# Dataset content
>> START
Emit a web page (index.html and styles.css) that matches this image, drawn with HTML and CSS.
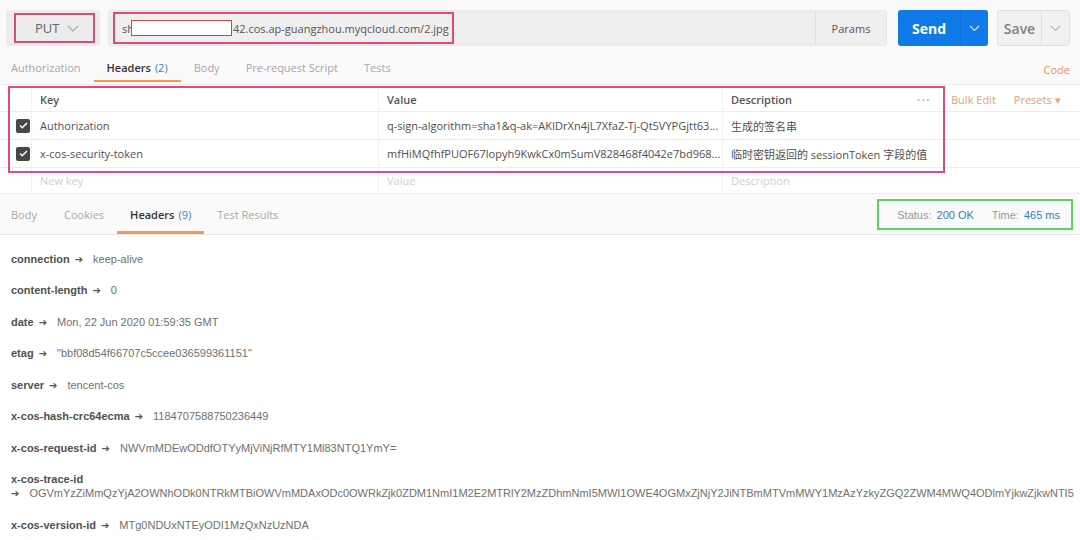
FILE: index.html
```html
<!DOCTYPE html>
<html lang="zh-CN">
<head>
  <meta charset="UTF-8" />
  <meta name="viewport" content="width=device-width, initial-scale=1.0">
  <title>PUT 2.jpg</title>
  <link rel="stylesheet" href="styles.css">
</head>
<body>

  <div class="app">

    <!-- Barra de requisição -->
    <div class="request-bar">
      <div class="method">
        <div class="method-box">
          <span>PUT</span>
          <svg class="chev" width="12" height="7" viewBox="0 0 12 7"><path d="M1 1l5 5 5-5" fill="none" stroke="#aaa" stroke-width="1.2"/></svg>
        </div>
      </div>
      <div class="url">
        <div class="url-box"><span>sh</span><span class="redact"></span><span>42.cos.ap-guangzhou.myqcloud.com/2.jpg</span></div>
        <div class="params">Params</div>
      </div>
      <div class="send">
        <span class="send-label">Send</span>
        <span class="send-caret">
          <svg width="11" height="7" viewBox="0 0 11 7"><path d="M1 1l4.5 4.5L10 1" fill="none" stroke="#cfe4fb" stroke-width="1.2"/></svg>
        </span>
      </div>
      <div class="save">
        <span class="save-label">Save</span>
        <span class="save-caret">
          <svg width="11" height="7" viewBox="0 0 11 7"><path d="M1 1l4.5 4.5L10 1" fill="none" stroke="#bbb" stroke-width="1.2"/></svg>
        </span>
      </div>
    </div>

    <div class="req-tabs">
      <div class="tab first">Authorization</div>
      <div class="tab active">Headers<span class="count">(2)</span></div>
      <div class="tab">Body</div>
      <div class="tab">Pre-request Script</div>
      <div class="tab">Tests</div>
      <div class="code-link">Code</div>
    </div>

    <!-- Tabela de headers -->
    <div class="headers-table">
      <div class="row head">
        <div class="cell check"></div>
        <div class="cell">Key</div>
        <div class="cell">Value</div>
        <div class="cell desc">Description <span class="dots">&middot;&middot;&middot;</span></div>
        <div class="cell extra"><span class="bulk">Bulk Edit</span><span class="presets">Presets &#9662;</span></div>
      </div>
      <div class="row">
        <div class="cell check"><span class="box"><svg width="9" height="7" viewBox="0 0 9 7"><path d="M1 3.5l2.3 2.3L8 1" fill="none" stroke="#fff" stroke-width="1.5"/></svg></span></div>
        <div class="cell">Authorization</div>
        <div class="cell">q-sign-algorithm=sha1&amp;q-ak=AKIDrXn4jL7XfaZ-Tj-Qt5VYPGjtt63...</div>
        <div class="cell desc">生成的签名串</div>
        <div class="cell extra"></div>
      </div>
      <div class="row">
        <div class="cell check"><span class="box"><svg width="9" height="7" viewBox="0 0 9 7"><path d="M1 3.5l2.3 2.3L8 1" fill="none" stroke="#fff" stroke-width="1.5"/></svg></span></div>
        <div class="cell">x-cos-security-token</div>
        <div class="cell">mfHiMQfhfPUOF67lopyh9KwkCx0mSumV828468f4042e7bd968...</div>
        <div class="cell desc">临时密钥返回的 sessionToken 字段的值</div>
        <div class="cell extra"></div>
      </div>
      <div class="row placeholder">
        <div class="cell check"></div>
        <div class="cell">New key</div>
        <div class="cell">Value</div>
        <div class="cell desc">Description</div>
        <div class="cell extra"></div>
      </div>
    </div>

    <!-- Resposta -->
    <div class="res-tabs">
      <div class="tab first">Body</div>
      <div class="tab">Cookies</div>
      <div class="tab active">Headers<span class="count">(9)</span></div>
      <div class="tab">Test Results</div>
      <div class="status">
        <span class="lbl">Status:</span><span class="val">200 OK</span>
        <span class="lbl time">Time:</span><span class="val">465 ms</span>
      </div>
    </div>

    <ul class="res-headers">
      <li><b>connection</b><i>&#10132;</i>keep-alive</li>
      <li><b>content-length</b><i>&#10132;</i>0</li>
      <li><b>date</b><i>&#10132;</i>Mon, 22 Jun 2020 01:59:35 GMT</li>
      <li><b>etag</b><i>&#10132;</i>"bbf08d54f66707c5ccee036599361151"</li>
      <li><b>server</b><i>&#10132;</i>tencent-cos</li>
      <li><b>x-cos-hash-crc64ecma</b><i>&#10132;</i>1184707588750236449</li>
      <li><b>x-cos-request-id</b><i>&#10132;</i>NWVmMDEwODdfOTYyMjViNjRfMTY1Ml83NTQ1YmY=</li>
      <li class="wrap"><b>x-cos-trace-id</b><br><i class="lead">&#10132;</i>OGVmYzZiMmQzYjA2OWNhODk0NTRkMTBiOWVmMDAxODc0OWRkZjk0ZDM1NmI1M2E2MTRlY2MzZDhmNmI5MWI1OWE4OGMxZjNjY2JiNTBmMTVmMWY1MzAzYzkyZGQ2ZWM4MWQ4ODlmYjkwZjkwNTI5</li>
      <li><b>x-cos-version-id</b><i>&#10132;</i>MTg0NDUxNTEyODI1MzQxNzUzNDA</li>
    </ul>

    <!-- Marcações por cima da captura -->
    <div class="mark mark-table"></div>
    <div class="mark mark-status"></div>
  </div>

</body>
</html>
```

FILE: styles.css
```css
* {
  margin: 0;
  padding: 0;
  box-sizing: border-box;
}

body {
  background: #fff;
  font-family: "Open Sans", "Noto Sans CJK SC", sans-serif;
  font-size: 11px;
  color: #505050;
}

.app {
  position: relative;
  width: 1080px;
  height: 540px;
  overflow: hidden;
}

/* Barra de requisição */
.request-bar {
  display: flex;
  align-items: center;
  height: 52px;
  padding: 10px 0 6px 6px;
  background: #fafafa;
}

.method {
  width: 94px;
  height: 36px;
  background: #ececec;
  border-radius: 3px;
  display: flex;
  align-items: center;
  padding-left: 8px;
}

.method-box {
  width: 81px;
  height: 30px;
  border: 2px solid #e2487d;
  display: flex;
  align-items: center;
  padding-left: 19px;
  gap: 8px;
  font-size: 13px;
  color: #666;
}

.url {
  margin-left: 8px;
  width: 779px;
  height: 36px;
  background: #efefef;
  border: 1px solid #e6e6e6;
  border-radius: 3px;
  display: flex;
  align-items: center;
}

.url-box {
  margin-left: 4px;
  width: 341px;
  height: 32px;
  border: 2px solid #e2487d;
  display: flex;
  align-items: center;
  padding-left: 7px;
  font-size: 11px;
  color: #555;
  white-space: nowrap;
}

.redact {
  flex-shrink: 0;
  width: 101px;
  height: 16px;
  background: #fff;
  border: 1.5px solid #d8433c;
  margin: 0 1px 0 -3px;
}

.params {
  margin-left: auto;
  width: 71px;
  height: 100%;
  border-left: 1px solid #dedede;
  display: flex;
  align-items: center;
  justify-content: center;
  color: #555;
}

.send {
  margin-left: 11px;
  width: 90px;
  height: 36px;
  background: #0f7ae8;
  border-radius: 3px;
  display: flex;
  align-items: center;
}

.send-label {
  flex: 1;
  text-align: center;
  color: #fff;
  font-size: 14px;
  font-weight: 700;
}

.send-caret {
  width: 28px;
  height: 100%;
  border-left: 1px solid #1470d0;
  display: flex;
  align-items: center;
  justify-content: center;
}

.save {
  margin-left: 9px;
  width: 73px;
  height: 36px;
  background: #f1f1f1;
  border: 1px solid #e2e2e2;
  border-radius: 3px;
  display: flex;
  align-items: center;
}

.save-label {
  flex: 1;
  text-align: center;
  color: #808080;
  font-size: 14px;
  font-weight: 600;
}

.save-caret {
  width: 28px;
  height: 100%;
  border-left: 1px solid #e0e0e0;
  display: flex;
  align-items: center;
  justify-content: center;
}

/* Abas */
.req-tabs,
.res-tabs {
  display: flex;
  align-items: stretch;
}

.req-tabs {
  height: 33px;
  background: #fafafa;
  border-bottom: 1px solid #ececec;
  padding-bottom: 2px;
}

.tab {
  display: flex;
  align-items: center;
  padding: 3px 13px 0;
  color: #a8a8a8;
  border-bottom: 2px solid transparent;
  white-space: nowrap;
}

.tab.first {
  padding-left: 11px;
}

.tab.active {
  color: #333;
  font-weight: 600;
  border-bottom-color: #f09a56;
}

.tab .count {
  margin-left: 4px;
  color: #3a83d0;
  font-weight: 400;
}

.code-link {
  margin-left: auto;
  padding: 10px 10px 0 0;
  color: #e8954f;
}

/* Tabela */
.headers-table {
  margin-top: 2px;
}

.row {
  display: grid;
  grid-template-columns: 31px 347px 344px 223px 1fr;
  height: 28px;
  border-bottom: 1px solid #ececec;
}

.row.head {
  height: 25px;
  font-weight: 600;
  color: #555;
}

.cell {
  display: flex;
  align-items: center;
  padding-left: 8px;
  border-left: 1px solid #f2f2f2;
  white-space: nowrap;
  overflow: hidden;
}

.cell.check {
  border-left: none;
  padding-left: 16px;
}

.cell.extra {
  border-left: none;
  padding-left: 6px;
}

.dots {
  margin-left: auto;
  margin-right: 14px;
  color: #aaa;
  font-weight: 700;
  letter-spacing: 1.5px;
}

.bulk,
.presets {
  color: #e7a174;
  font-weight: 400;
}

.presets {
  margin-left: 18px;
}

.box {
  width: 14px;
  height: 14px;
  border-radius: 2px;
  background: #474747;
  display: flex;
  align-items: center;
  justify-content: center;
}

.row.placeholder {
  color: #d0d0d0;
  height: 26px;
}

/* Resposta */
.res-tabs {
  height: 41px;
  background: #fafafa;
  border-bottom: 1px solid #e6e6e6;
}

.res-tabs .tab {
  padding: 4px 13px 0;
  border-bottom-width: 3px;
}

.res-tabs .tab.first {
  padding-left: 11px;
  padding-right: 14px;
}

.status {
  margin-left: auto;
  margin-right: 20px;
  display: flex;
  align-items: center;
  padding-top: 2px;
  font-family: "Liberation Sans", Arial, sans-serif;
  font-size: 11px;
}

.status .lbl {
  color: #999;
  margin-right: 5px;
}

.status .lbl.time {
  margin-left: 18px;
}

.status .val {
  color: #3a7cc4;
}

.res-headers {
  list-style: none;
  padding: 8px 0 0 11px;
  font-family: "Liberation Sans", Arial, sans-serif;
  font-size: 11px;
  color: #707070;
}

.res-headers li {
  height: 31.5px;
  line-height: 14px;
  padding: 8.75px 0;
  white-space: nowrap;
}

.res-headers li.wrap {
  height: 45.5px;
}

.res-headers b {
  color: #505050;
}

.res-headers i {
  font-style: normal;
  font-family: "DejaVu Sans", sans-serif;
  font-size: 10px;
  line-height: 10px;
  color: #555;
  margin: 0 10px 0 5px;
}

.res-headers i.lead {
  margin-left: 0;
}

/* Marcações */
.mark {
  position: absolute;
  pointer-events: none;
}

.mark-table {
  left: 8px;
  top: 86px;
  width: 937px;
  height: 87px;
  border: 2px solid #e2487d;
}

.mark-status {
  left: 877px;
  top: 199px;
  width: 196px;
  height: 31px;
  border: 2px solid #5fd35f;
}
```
>> END
# Exercise objective
Reply with one number only: how many lines of the listing hold "index"?

# Solution to the problem
2